An insolvency professional proposed by the applicant is appointed as an interim resolution professional and his term is at best 30 days. The committee of creditors in its first meeting either appoints the interim resolution professional as resolution professional or appoints another insolvency professional as resolution professional. Further, the committee of creditors may replace the resolution professional by another resolution professional whenever it feels necessary. The applicant as well as the committee of creditors undertake due diligence before appointing or replacing an insolvency professional as interim resolution professional or resolution professional, as the case may be. There is thus oversight by stakeholders. 

Further, an insolvency professional is subject to regulations and oversight of the insolvency professional agency concerned and the IBBI. These require the insolvency professional to be independent of the corporate debtor. He is required to make various disclosures about existence of any pecuniary or personal relationship with any of the stakeholders. He has a number of obligations. For example, he will not ordinarily allow his relatives to acquire assets of a debtor under liquidation. 

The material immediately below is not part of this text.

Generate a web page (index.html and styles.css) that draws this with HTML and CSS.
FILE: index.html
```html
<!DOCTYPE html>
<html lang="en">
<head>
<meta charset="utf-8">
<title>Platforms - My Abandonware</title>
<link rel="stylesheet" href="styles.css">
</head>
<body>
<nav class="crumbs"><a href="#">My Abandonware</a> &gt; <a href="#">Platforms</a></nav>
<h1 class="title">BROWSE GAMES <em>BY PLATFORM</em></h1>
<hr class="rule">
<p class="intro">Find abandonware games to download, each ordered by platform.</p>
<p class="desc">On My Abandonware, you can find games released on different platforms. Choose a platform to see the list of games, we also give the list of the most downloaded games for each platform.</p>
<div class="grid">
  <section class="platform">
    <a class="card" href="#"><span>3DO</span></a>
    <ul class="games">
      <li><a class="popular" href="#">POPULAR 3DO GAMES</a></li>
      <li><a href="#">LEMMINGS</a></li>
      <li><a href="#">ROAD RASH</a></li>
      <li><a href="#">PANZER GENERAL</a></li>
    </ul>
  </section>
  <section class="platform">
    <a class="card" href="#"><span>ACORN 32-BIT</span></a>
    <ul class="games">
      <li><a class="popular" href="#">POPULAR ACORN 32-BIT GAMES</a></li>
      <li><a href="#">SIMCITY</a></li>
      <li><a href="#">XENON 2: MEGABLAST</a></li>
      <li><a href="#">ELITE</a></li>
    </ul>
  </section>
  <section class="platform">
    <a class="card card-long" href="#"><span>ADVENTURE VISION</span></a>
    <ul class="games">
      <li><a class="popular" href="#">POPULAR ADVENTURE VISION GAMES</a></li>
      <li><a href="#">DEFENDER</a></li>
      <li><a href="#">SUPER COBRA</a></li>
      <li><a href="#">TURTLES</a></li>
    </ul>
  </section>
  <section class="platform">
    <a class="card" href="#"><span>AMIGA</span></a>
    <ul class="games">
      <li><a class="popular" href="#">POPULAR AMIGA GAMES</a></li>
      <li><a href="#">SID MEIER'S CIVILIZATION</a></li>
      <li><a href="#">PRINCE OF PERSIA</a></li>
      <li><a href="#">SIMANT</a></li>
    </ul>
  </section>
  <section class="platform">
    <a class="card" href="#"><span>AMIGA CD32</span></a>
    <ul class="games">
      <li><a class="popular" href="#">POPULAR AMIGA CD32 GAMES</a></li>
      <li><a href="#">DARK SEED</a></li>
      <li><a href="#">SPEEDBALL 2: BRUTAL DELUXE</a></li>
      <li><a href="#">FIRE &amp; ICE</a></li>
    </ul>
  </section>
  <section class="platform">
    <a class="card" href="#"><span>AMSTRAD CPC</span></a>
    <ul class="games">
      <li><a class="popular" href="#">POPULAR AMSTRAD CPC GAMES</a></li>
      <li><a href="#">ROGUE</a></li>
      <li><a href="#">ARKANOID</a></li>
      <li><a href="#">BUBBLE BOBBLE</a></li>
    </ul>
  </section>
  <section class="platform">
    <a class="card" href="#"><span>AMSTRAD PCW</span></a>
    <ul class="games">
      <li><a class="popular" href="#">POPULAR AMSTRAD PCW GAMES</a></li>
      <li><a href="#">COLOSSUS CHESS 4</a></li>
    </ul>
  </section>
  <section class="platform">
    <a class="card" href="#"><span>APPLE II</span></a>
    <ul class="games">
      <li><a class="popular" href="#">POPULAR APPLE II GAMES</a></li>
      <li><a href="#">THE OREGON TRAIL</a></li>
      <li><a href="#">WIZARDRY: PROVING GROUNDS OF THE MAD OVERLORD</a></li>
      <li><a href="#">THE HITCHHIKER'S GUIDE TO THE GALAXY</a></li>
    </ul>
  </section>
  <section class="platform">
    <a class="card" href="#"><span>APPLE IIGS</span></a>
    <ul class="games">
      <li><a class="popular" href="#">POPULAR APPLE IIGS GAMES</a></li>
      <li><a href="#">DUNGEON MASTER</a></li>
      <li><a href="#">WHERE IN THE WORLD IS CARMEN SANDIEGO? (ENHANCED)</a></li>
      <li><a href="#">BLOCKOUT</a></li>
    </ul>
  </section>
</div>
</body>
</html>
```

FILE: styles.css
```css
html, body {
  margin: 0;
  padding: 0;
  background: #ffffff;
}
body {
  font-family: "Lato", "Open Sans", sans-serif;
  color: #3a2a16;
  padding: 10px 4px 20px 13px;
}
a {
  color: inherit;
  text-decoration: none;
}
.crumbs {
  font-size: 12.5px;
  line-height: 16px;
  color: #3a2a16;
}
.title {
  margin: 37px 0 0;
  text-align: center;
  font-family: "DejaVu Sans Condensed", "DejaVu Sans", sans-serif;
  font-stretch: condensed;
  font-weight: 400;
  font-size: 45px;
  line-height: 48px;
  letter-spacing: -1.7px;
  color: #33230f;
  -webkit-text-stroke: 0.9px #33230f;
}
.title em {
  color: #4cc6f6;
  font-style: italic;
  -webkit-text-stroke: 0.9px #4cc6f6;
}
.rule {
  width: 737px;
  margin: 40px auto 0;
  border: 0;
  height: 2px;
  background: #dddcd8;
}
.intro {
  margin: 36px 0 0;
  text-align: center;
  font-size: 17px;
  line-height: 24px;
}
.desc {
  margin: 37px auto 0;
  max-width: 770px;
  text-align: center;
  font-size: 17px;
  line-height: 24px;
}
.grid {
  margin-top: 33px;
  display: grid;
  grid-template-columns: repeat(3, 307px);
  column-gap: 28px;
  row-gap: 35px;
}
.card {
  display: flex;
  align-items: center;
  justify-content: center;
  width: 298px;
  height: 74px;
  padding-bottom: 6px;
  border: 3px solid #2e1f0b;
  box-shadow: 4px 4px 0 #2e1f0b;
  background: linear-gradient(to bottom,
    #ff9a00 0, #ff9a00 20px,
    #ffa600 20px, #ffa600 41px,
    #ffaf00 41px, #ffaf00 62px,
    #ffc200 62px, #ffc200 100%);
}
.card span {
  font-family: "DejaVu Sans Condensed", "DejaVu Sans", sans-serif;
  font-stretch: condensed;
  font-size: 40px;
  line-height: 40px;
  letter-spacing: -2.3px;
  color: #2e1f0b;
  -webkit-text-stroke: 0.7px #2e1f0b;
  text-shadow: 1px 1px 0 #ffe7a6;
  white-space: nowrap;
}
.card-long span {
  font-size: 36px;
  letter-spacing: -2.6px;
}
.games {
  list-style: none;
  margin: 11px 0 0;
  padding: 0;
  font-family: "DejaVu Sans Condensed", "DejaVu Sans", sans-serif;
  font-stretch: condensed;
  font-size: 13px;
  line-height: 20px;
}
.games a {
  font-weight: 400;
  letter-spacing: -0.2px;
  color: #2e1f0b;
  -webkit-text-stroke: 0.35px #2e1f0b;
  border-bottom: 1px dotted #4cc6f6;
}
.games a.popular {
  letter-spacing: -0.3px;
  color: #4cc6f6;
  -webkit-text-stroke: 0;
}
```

The IBBI is working towards framing rules on direct liquidation by March. What clauses are likely to go into them? 

It is too early to say what the rules will be. A working group constituted by the ministry of corporate affairs is working on voluntary liquidation. After it submits the report, it will go through the normal process and it will be our endeavour to notify these rules expeditiously. 

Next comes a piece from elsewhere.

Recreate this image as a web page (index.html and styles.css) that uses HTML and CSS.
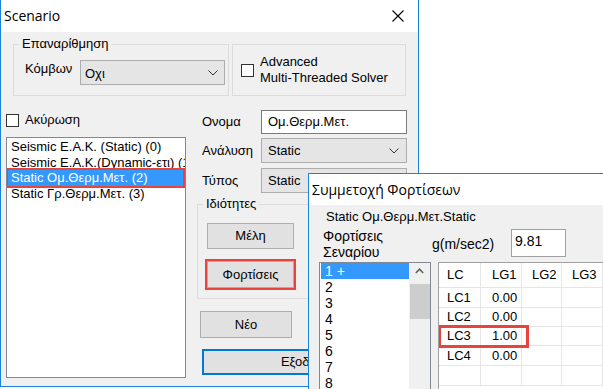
FILE: index.html
```html
<!DOCTYPE html>
<html lang="el">
<head>
<meta charset="utf-8">
<title>Scenario</title>
<link rel="stylesheet" href="styles.css">
</head>
<body>
<div class="win main">
  <div class="titlebar">
    <span class="title">Scenario</span>
    <svg class="close" width="12" height="12" viewBox="0 0 12 12"><path d="M0.5 0.5 L11.5 11.5 M11.5 0.5 L0.5 11.5" stroke="#000" stroke-width="1.1" fill="none"/></svg>
  </div>
  <div class="mbody">
    <div class="row1">
      <fieldset class="grp g1">
        <legend>Επαναρίθμηση</legend>
        <div class="g1-in">
          <span class="lbl-k">Κόμβων</span>
          <div class="combo c-oxi"><span class="ctext">Οχι</span><svg class="chev" width="10" height="6" viewBox="0 0 10 6"><path d="M0.5 0.5 L5 5 L9.5 0.5" stroke="#333" stroke-width="1" fill="none"/></svg></div>
        </div>
      </fieldset>
      <div class="grp g2">
        <span class="chk"></span>
        <span class="chk-text">Advanced<br>Multi-Threaded Solver</span>
      </div>
    </div>
    <div class="row2">
      <div class="leftcol">
        <div class="chkrow"><span class="chk"></span><span>Ακύρωση</span></div>
        <div class="listbox">
          <div class="item">Seismic Ε.Α.Κ. (Static) (0)</div>
          <div class="item">Seismic Ε.Α.Κ.(Dynamic-ετι) (1)</div>
          <div class="item sel">Static Ομ.Θερμ.Μετ. (2)</div>
          <div class="item">Static Γρ.Θερμ.Μετ. (3)</div>
        </div>
      </div>
      <div class="rightcol">
        <div class="field f1"><span class="flabel">Ονομα</span><div class="textbox">Ομ.Θερμ.Μετ.</div></div>
        <div class="field f2"><span class="flabel">Ανάλυση</span><div class="combo c-wide"><span class="ctext">Static</span><svg class="chev" width="10" height="6" viewBox="0 0 10 6"><path d="M0.5 0.5 L5 5 L9.5 0.5" stroke="#333" stroke-width="1" fill="none"/></svg></div></div>
        <div class="field f3"><span class="flabel">Τύπος</span><div class="combo c-wide"><span class="ctext">Static</span><svg class="chev" width="10" height="6" viewBox="0 0 10 6"><path d="M0.5 0.5 L5 5 L9.5 0.5" stroke="#333" stroke-width="1" fill="none"/></svg></div></div>
        <fieldset class="grp g3">
          <legend>Ιδιότητες</legend>
          <div class="g3-in">
            <div class="btn b-mel">Μέλη</div>
            <div class="btn b-fort">Φορτίσεις</div>
          </div>
        </fieldset>
        <div class="btn b-neo">Νέο</div>
        <div class="btn b-exit">Εξοδος</div>
      </div>
    </div>
  </div>
</div>

<div class="win dlg">
  <div class="titlebar t2">
    <span class="title">Συμμετοχή Φορτίσεων</span>
  </div>
  <div class="dbody">
    <div class="dname">Static Ομ.Θερμ.Μετ.Static</div>
    <div class="drow">
      <div class="dlabel">Φορτίσεις<br>Σεναρίου</div>
      <div class="glabel">g(m/sec2)</div>
      <div class="ginput">9.81</div>
    </div>
    <div class="drow3">
      <div class="nlist">
        <div class="nitems">
          <div class="nitem sel">1 +</div>
          <div class="nitem">2</div>
          <div class="nitem">3</div>
          <div class="nitem">4</div>
          <div class="nitem">5</div>
          <div class="nitem">6</div>
          <div class="nitem">7</div>
          <div class="nitem">8</div>
        </div>
        <div class="sbar">
          <svg class="sup" width="9" height="6" viewBox="0 0 9 6"><path d="M0.8 5 L4.5 1.2 L8.2 5" stroke="#606060" stroke-width="1.6" fill="none"/></svg>
          <div class="thumb"></div>
        </div>
      </div>
      <div class="grid">
        <div class="grow hdr"><div class="c c1">LC</div><div class="c c2">LG1</div><div class="c c3">LG2</div><div class="c c4">LG3</div><div class="c c5"></div></div>
        <div class="grow r1"><div class="c c1">LC1</div><div class="c c2">0.00</div><div class="c c3"></div><div class="c c4"></div><div class="c c5"></div></div>
        <div class="grow r2"><div class="c c1">LC2</div><div class="c c2">0.00</div><div class="c c3"></div><div class="c c4"></div><div class="c c5"></div></div>
        <div class="grow r3"><div class="c c1">LC3</div><div class="c c2">1.00</div><div class="c c3"></div><div class="c c4"></div><div class="c c5"></div></div>
        <div class="grow r4"><div class="c c1">LC4</div><div class="c c2">0.00</div><div class="c c3"></div><div class="c c4"></div><div class="c c5"></div></div>
        <div class="grow r5"><div class="c c1"></div><div class="c c2"></div><div class="c c3"></div><div class="c c4"></div><div class="c c5"></div></div>
        <div class="redbox"></div>
      </div>
    </div>
  </div>
</div>
</body>
</html>
```

FILE: styles.css
```css
* { box-sizing: border-box; margin: 0; padding: 0; }
html, body { width: 603px; height: 389px; overflow: hidden; background: #fff; }
body {
  position: relative;
  font-family: "Liberation Sans", Arial, sans-serif;
  font-size: 13px;
  line-height: 16px;
  color: #000;
}

.win {
  position: absolute;
  border: 1px solid #1a82d9;
  background: #f0f0f0;
  display: flex;
  flex-direction: column;
  overflow: hidden;
}
.main { left: 0; top: -1px; width: 419px; height: 388px; }
.dlg { left: 308px; top: 173px; width: 295px; height: 216px; border-right: none; border-bottom: none; }

.titlebar {
  flex: none;
  height: 32px;
  background: #fff;
  display: flex;
  align-items: center;
  justify-content: space-between;
}
.t2 { height: 31px; }
.title {
  font-family: "Open Sans", "Noto Sans", sans-serif;
  font-size: 14px;
  padding-left: 3px;
}
.close { margin-right: 14px; }

/* main body */
.mbody { flex: 1; padding: 5px 0 0 5px; display: flex; flex-direction: column; }
.row1 { display: flex; gap: 3px; margin-left: 7px; }

fieldset.grp {
  border: 1px solid #dcdcdc;
  padding: 0;
  min-width: 0;
}
fieldset.grp legend {
  line-height: 14px;
  padding: 0 3px;
  margin-left: 5px;
}
.g1 { width: 216px; }
.g1-in { display: flex; padding: 9px 3px 10px 11px; }
.lbl-k { width: 55px; margin-top: 1px; }

.combo {
  height: 25px;
  background: #e5e5e5;
  border: 1px solid #adadad;
  display: flex;
  align-items: center;
  justify-content: space-between;
}
.c-oxi { width: 145px; padding: 0 6px 0 4px; }
.c-oxi .ctext { margin-top: 3px; }
.c-wide { width: 146px; padding: 0 7px 0 6px; }

.g2 {
  width: 174px;
  height: 52px;
  margin-top: 7px;
  border: 1px solid #dcdcdc;
  display: flex;
  align-items: center;
  padding-left: 8px;
}
.chk {
  flex: none;
  width: 13px;
  height: 13px;
  background: #fff;
  border: 1px solid #333;
}
.g2 .chk-text { margin-left: 6px; }

.row2 { display: flex; margin-top: 14px; }
.leftcol { width: 180px; display: flex; flex-direction: column; }
.chkrow { height: 20px; display: flex; align-items: center; gap: 6px; }
.listbox {
  margin-top: 7px;
  height: 241px;
  background: #fff;
  border: 1px solid #828790;
  padding: 1px 2px 1px 1px;
  overflow: hidden;
}
.item {
  height: 15.6px;
  line-height: 15.6px;
  padding-left: 3px;
  white-space: nowrap;
}
.item.sel {
  background: #3399ff;
  color: #fff;
  outline: 2px solid #e8433d;
}

.rightcol { width: 210px; margin-left: 11px; display: flex; flex-direction: column; }
.field { display: flex; align-items: center; }
.flabel { width: 59px; margin-left: 5px; }
.f1 { height: 24px; }
.f2 { margin-top: 4px; }
.f3 { margin-top: 5px; }
.textbox {
  width: 146px;
  height: 24px;
  background: #fff;
  border: 1px solid #7a7a7a;
  padding-left: 6px;
  display: flex;
  align-items: center;
}

.g3 { margin-top: 4px; }
.g3-in { padding: 12px 0 10px 9px; display: flex; flex-direction: column; gap: 12px; }

.btn {
  background: #e1e1e1;
  border: 1px solid #adadad;
  display: flex;
  align-items: center;
  justify-content: center;
}
.b-mel { width: 87px; height: 26px; }
.b-fort { width: 87px; height: 27px; outline: 2px solid #e8433d; }
.b-neo { width: 92px; height: 27px; margin-top: 12px; margin-left: 3px; }
.b-exit { width: 200px; height: 26px; margin-top: 11px; margin-left: 5px; border: 2px solid #0078d7; }

/* dialog 2 */
.dbody { flex: 1; padding-top: 4px; overflow: hidden; }
.dname { margin-left: 17px; }
.drow { display: flex; margin-top: 3px; height: 32px; }
.dlabel { width: 109px; margin-left: 14px; font-size: 14px; }
.glabel { width: 79px; align-self: center; font-size: 14px; }
.ginput {
  width: 55px;
  height: 28px;
  margin-top: 1px;
  background: #fff;
  border: 1px solid #a0a0a0;
  padding: 3px 0 0 3px;
  font-size: 14px;
}

.drow3 { display: flex; margin-top: 2px; }
.nlist {
  width: 112px;
  height: 127px;
  margin-left: 10px;
  background: #fff;
  border: 1px solid #828790;
  border-bottom: none;
  display: flex;
  padding-left: 1px;
  overflow: hidden;
}
.nitems { width: 88px; }
.nitem { height: 16px; line-height: 16px; padding-left: 4px; font-size: 14px; }
.nitem.sel { background: #3399ff; color: #fff; }
.sbar {
  width: 21px;
  background: #f0f0f0;
  display: flex;
  flex-direction: column;
  align-items: center;
}
.sup { margin-top: 5px; }
.thumb { width: 20px; height: 35px; margin-top: 10px; background: #cdcdcd; }

.grid {
  position: relative;
  margin-left: 7px;
  flex: 1;
  height: 127px;
  background: #fff;
  border: 1px solid #a0a0a0;
  border-right: none;
  border-bottom: none;
  overflow: hidden;
}
.grow { display: flex; height: 20px; border-bottom: 1px solid #e6e6e6; }
.grow.hdr { height: 25px; }
.r2, .r3 { height: 19px; }
.c {
  height: 100%;
  border-right: 1px solid #e6e6e6;
  display: flex;
  align-items: center;
}
.c1 { flex: none; width: 42px; padding-left: 8px; }
.c2 { flex: none; width: 41px; padding-left: 11px; }
.c3 { flex: none; width: 40px; padding-left: 10px; }
.c4 { flex: none; width: 41px; padding-left: 10px; }
.c5 { flex: 1; border-right: none; }

.redbox {
  position: absolute;
  left: -1px;
  top: 62px;
  width: 91px;
  height: 23px;
  border: 3px solid #e8433d;
}
```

Will the insolvency and bankruptcy process make debt recovery tribunals redundant? 

The Insolvency and Bankruptcy Code does not dilute the role of debt recovery tribunals. It confers on debt recovery tribunals an additional responsibility as adjudicating authority for individual insolvency and bankruptcy.   

Will lenders aim at the company instead of promoters to flesh out debt? 

The code provides an opportunity to stakeholders at the very first default to take a call and empowers them to take the most appropriate call in their best interests. If one takes note of the alert and acts accordingly, one is unlikely to reach an alarming situation. It is not an issue between a company and promoters or even between debtors and creditors – all of them can use and benefit from the code.  In fact, a few applications filed by debtors have already been admitted. 

How long do you think it will take for insolvency to become a full-fledged profession? 

We have a full-fledged insolvency profession today. Statutorily regulated professionals like chartered accountants, cost accountants, company secretaries and advocates with 15 years of practice have been allowed to act as insolvency professionals for a limited period. Such professionals with 10 years of experience are allowed on passing the limited insolvency examination. The market has come up with a large number of training programmes to build the capacity of insolvency professionals. The IBBI is also contemplating a training programme. This is a practice oriented profession; quite a bit of learning will happen on the job.   

Given the institutional capacity, can you meet the timelines set? 

The timeline of 180 days is for stakeholders. They undertake transactions and the entire process is under their control. If one is pursuing his own interest, and everything is under his control, in all probability he will do it well in time. The state is not examining the transaction (resolution plan) on merits. It mostly looks at if due process has been followed. 

To make it happen in 180 days, there are certain institutional facilities. One facility is the insolvency professional, who guides stakeholders throughout the process. The other is the information utility, which will be the storehouse of all the information one needs for a transaction. 

Further, over time, efficient practices develop and processes become standardised and automated. For example, regimes abroad have a practice called pre-pack, where the stakeholders anticipate the entire process and agree upon the resolution plan in advance and then trigger the process. If things are planned beforehand, with services of insolvency professionals and information utilities, the stakeholders should be able to complete transaction faster.   

How will you tackle cross-border insolvency? 

The code enables the government to enter into an agreement with the government of any other country for enforcing its provisions. This will allow a resolution professional to apply to an adjudicating authority to deal with the assets of a corporate debtor situated in a country with which the government has reciprocal arrangements. This is the beginning, and it will evolve further. 

Innoventive industries has challenged the constitutional validity of the Insolvency and Bankruptcy Code in the Bombay High Court over rights of  borrowers and its retrospective application. Does this bother you?

I have not seen the plea, though I have read about it in the newspapers. My feeling is that if someone goes to court now, it will only help clarify the matter and transactions will move faster in future. The judiciary guides and settles matters where parties have different perspectives and thereby streamlines the path for all similar transactions.